**EXERCISE TASK**:
Scan the data beneath this task and copy each line that includes "index".

**DATA EXTRACT**:
______

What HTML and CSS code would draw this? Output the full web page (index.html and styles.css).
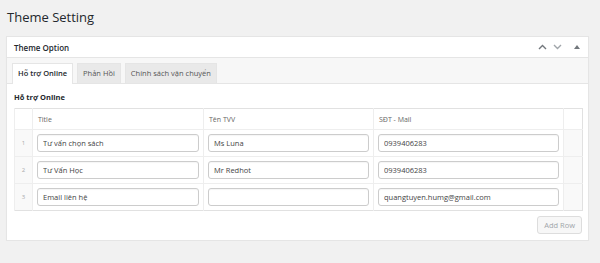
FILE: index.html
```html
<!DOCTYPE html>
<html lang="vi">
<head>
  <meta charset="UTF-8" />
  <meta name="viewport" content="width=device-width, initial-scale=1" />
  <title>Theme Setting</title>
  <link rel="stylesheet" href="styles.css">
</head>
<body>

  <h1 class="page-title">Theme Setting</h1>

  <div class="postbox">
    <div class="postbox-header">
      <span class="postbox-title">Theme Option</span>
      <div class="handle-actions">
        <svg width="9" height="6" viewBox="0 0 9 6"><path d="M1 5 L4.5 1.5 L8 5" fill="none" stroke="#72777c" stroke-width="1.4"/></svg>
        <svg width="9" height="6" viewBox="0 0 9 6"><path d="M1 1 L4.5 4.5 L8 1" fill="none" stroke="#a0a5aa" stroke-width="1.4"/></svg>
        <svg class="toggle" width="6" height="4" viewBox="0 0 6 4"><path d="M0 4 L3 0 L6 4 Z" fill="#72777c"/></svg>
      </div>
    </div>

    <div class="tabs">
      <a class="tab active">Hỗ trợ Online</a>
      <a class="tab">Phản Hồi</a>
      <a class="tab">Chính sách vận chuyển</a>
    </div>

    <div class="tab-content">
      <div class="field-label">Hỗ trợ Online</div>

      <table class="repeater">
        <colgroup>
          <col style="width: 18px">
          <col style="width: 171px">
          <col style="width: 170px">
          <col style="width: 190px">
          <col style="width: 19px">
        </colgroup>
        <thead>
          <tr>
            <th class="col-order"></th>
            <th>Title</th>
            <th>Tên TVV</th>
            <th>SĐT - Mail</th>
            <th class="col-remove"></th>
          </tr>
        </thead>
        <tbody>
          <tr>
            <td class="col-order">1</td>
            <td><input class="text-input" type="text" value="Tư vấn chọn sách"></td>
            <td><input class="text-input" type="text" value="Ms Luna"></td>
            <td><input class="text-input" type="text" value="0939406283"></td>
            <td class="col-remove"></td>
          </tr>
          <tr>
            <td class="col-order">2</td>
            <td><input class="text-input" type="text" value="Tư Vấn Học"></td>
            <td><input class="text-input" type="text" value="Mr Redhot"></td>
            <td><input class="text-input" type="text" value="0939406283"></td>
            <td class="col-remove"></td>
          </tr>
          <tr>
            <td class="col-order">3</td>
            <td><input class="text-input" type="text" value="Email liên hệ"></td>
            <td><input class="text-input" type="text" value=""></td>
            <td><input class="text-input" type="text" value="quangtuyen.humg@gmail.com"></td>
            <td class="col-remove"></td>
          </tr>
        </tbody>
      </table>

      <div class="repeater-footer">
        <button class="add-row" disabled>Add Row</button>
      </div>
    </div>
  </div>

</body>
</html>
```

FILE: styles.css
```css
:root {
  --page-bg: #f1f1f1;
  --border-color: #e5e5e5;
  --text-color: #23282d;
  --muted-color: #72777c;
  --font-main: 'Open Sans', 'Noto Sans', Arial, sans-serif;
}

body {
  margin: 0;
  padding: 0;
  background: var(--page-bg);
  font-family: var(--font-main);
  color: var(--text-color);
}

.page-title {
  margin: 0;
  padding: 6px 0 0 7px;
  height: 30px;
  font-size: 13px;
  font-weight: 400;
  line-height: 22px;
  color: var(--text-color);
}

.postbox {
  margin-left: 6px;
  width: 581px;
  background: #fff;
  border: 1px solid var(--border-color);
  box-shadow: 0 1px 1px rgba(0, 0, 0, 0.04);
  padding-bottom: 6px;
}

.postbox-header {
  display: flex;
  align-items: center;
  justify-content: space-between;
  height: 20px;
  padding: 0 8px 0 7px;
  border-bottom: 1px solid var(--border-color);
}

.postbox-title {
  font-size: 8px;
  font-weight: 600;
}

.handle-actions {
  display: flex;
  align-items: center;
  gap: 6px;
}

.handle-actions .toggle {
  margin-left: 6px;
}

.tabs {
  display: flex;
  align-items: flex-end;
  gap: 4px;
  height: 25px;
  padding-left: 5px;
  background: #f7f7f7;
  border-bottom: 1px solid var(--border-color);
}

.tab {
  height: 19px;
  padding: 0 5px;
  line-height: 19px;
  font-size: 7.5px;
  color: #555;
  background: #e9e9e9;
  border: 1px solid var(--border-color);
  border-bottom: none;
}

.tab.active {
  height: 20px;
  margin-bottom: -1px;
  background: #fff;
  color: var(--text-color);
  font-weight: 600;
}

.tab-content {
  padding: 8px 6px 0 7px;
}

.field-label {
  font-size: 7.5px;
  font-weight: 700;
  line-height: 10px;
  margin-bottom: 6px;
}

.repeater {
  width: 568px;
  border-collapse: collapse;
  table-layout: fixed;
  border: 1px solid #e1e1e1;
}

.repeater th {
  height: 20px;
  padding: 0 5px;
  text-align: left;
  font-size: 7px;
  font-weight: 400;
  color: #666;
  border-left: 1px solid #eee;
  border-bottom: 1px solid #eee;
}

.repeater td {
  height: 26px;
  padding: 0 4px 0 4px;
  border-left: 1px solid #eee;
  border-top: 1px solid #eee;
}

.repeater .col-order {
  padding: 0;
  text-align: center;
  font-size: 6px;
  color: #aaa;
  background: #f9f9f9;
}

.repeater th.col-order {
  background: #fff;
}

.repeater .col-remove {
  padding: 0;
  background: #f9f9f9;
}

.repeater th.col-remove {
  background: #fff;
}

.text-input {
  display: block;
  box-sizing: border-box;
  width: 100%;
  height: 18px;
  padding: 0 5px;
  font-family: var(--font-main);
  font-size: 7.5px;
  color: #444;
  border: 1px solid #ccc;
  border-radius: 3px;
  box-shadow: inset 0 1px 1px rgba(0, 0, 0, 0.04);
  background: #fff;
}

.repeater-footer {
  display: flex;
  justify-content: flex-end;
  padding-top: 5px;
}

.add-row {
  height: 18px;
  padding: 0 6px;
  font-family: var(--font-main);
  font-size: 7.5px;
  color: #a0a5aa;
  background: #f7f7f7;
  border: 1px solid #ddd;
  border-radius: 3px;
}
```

______

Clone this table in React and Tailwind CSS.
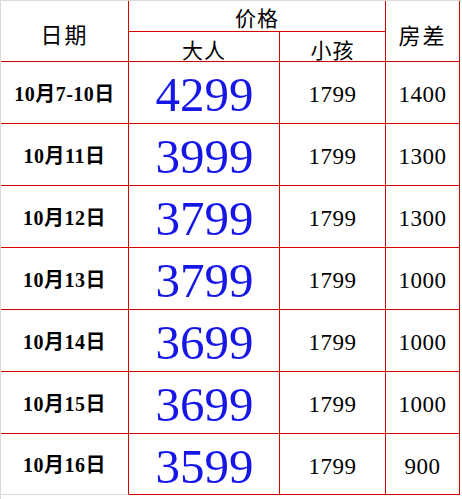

______

**RESULT OF THIS TASK**:
What HTML and CSS code would draw this? Output the full web page (index.html and styles.css).
FILE: index.html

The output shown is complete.